To be done: Your task is to retype, word for word, the lines from the start of the data through the line holding "import React from". Do not include the pictures.

--- start of Material for this exercise ---

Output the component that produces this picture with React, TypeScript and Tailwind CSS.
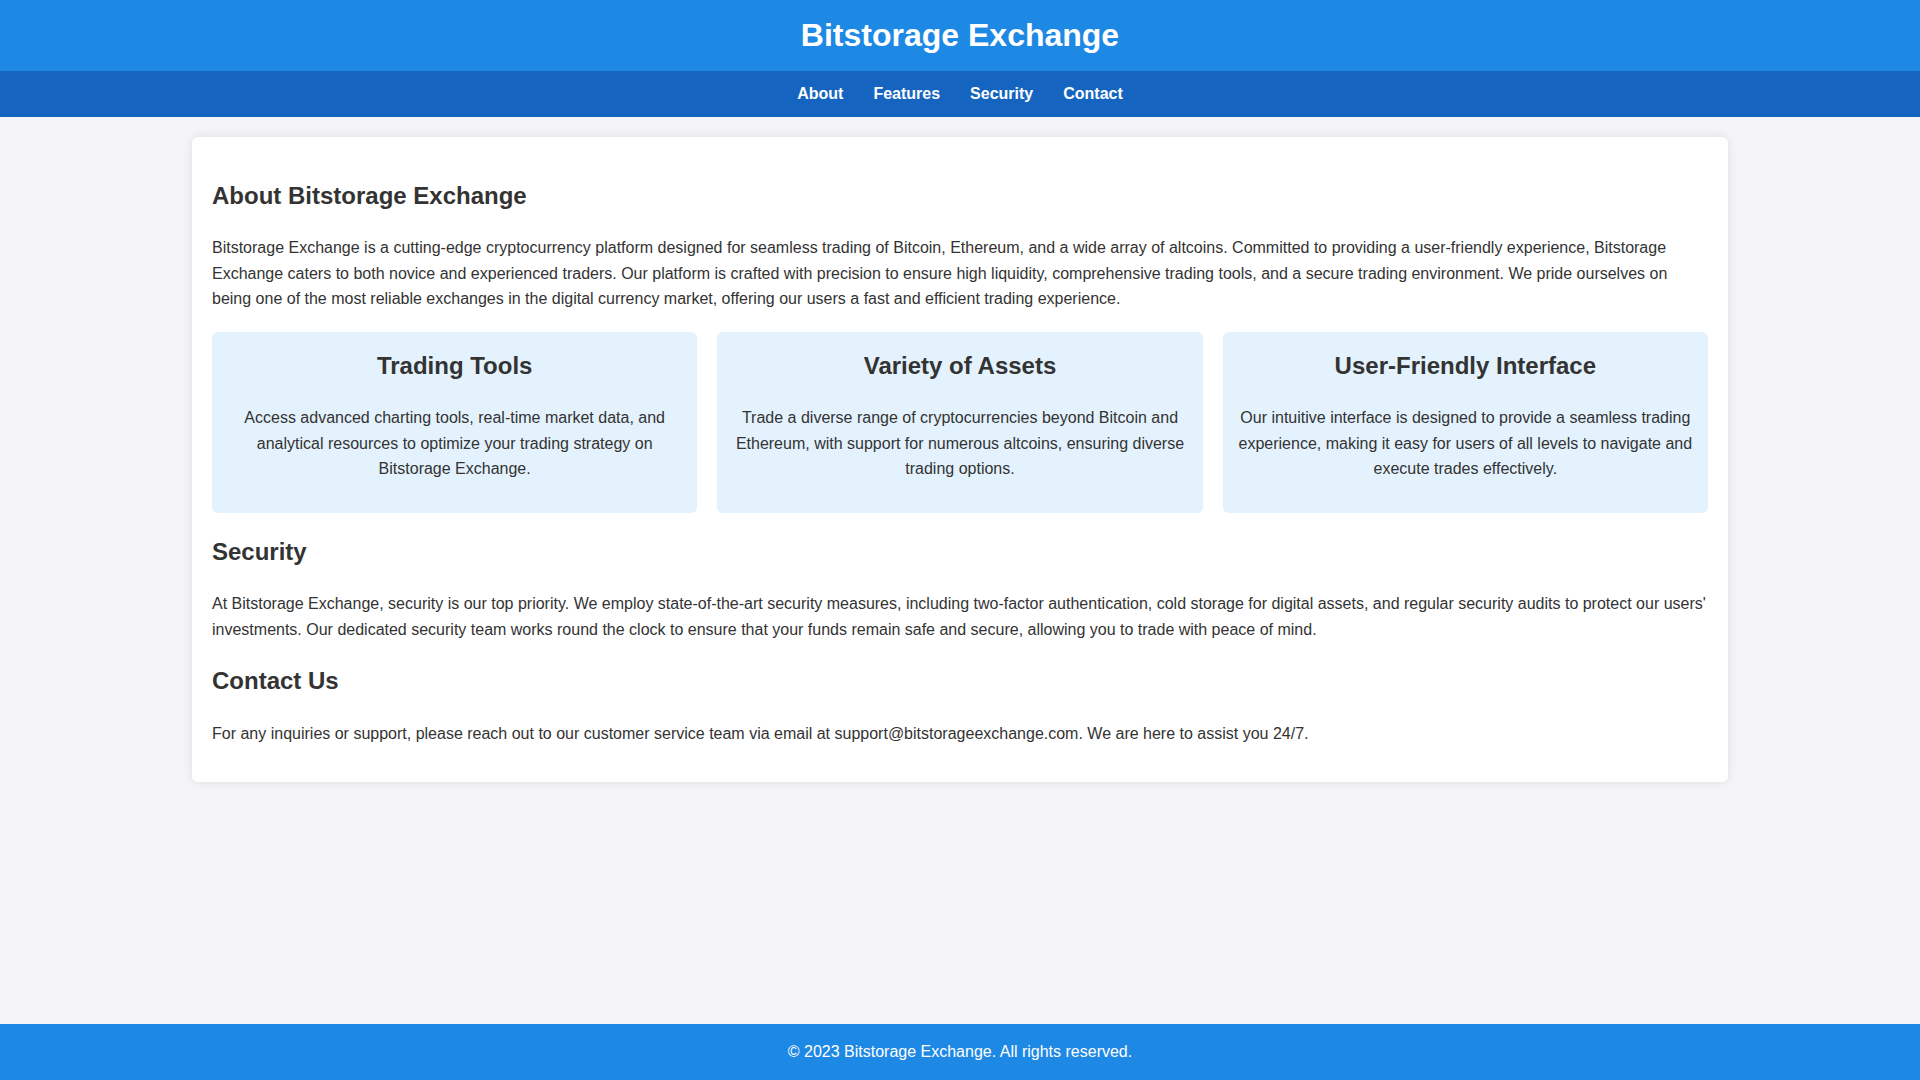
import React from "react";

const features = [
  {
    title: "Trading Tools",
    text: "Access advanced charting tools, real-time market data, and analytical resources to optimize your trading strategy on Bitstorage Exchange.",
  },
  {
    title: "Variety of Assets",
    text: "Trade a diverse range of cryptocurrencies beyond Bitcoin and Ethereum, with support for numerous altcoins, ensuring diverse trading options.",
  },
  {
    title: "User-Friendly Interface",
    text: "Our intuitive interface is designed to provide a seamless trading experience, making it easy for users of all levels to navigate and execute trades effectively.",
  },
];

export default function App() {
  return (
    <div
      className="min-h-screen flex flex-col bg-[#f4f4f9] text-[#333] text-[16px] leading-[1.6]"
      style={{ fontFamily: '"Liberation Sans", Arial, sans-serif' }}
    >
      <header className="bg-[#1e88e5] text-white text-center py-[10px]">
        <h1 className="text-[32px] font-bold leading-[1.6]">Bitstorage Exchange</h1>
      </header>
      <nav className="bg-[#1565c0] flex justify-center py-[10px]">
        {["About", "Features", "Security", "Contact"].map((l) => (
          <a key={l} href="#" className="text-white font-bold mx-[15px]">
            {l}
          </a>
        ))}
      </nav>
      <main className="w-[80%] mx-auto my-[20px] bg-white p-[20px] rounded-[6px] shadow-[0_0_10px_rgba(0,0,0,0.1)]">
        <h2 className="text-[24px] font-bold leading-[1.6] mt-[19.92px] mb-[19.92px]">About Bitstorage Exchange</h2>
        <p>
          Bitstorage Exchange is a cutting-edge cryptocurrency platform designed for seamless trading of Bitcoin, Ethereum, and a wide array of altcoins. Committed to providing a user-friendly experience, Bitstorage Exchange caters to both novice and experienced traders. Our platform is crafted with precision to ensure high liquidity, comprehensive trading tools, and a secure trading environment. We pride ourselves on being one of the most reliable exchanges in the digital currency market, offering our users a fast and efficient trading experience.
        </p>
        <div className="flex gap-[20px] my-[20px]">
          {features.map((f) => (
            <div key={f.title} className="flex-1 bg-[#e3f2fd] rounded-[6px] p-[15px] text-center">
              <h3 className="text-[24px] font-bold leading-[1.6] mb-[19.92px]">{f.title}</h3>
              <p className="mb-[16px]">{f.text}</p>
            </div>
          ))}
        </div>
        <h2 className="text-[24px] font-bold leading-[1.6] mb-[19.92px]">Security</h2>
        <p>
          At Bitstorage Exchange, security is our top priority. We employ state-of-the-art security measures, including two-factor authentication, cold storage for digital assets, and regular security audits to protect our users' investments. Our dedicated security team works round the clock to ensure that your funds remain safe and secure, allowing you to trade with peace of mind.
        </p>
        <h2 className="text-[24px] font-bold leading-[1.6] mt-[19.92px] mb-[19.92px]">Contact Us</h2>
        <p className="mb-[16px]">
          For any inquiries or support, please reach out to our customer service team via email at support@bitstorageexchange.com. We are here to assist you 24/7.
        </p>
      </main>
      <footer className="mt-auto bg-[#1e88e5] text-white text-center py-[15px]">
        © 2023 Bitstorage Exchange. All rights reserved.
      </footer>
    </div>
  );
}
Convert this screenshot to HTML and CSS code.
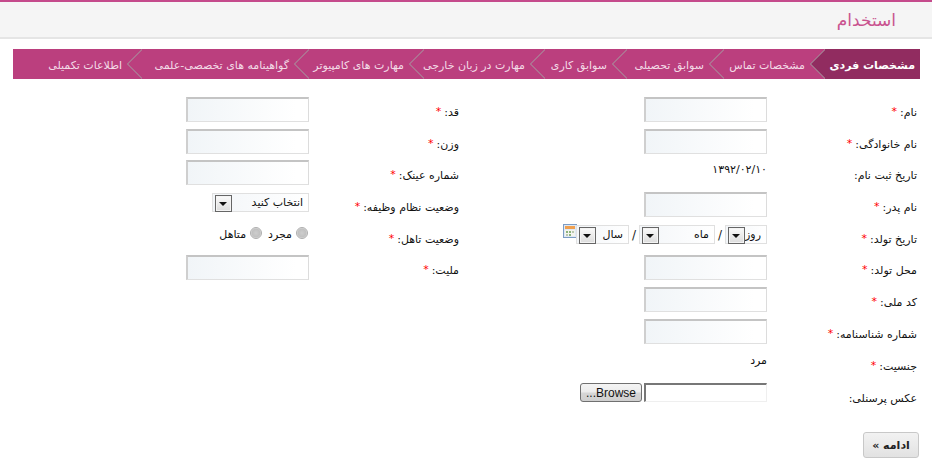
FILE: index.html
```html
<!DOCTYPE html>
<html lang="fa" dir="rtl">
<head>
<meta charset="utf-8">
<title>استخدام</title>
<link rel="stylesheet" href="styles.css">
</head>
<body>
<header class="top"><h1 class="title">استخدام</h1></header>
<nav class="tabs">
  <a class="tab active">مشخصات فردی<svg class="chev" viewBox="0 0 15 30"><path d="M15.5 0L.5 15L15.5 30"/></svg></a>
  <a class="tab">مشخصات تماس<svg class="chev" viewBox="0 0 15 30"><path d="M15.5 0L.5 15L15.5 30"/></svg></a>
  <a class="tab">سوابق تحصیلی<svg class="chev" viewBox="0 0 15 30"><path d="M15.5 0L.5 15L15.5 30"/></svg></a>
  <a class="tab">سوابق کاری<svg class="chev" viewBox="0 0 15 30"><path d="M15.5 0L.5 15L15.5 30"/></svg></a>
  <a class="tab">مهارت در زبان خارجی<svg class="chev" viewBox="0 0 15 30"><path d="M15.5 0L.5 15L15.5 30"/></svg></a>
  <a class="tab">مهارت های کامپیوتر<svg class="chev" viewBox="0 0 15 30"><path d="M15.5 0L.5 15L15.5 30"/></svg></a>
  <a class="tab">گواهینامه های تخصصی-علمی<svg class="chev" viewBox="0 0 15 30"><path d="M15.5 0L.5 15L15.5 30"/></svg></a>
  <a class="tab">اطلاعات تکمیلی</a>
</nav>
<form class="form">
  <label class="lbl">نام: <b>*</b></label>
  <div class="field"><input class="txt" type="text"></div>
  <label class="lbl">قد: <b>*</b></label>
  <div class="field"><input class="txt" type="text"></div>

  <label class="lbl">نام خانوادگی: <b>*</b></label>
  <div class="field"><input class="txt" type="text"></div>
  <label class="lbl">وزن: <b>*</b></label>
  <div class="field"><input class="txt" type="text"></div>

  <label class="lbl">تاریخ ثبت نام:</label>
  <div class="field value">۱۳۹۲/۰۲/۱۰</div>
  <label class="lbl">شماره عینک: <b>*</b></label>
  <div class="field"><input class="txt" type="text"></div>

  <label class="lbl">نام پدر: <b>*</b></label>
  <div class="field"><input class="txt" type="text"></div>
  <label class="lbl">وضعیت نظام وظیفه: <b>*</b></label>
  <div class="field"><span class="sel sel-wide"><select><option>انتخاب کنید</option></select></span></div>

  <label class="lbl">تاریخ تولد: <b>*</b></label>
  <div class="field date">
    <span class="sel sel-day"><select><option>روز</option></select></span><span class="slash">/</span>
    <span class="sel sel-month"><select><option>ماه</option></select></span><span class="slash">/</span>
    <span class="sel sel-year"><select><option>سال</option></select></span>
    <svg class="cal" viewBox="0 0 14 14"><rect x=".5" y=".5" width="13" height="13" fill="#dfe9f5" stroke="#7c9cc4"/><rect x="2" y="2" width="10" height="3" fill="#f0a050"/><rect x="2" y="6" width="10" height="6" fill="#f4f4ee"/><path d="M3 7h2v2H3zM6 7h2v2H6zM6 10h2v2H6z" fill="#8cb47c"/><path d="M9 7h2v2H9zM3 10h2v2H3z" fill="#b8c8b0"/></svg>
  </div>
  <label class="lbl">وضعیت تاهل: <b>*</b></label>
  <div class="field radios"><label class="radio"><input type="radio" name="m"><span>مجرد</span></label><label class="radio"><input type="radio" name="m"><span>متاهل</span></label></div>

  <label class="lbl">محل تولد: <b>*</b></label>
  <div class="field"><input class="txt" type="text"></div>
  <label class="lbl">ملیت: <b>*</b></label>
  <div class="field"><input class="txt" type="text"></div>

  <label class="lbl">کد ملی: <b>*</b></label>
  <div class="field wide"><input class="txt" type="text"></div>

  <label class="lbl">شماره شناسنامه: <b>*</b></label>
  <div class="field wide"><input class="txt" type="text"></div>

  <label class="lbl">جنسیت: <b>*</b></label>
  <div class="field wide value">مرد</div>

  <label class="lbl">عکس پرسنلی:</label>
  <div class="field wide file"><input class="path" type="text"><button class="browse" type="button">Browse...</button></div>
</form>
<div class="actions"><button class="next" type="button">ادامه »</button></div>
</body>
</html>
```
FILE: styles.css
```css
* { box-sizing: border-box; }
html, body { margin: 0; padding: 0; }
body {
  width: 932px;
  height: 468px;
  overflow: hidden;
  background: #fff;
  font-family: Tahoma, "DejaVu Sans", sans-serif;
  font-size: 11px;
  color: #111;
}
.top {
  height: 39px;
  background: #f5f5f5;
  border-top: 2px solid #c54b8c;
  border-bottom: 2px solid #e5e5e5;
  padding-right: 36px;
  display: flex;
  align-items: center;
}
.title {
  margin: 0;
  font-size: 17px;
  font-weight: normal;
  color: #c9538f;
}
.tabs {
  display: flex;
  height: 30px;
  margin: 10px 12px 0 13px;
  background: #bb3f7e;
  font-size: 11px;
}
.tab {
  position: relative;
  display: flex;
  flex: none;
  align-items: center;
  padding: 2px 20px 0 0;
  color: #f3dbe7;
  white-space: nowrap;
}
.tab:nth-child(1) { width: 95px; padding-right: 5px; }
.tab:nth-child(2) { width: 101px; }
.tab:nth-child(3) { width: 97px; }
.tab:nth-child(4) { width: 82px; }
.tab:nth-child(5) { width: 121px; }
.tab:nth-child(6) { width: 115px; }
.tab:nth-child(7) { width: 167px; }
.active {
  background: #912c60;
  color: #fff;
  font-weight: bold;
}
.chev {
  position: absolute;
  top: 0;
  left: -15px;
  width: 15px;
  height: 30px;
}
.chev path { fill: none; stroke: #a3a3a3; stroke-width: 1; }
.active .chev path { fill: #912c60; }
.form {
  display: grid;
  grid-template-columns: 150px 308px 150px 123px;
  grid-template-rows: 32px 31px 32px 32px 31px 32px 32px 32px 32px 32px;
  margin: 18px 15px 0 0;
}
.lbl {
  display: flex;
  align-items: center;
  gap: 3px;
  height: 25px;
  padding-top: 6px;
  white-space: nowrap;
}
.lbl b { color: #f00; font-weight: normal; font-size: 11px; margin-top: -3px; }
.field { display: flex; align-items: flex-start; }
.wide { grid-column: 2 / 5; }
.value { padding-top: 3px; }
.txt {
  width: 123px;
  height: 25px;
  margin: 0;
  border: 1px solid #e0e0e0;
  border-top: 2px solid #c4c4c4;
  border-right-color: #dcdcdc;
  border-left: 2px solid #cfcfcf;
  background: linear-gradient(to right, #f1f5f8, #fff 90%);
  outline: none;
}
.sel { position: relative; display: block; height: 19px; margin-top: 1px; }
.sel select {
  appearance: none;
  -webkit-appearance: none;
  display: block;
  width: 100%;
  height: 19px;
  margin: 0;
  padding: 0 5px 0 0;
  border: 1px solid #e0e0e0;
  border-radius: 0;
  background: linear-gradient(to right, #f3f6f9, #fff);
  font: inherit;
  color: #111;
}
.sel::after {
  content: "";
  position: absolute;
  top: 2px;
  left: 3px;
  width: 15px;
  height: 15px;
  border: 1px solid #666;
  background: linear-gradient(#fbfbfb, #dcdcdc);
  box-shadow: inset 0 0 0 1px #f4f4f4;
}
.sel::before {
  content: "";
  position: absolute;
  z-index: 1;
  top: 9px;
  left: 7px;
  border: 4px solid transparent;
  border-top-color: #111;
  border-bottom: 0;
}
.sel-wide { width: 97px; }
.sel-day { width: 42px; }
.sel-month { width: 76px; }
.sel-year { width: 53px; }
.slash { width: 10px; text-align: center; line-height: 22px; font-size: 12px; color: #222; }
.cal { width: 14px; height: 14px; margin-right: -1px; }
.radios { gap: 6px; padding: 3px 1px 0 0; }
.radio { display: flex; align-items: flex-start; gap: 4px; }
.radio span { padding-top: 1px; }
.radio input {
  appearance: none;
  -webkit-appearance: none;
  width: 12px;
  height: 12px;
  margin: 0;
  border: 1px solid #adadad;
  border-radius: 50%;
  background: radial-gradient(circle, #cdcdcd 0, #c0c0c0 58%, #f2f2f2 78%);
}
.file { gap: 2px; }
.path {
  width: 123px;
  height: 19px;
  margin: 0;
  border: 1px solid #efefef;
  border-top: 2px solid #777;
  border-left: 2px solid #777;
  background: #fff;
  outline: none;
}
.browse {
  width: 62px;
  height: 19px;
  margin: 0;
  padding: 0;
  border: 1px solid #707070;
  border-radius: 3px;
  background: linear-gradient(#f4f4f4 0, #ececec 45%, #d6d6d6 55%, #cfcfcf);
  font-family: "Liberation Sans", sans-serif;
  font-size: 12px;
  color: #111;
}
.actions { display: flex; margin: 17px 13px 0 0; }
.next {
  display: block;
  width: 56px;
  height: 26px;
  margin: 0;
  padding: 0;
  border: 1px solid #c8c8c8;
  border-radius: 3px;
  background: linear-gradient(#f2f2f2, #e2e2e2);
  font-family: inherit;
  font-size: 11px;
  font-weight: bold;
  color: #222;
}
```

--- end of Material for this exercise ---

Correct response:
Output the component that produces this picture with React, TypeScript and Tailwind CSS.
import React from "react";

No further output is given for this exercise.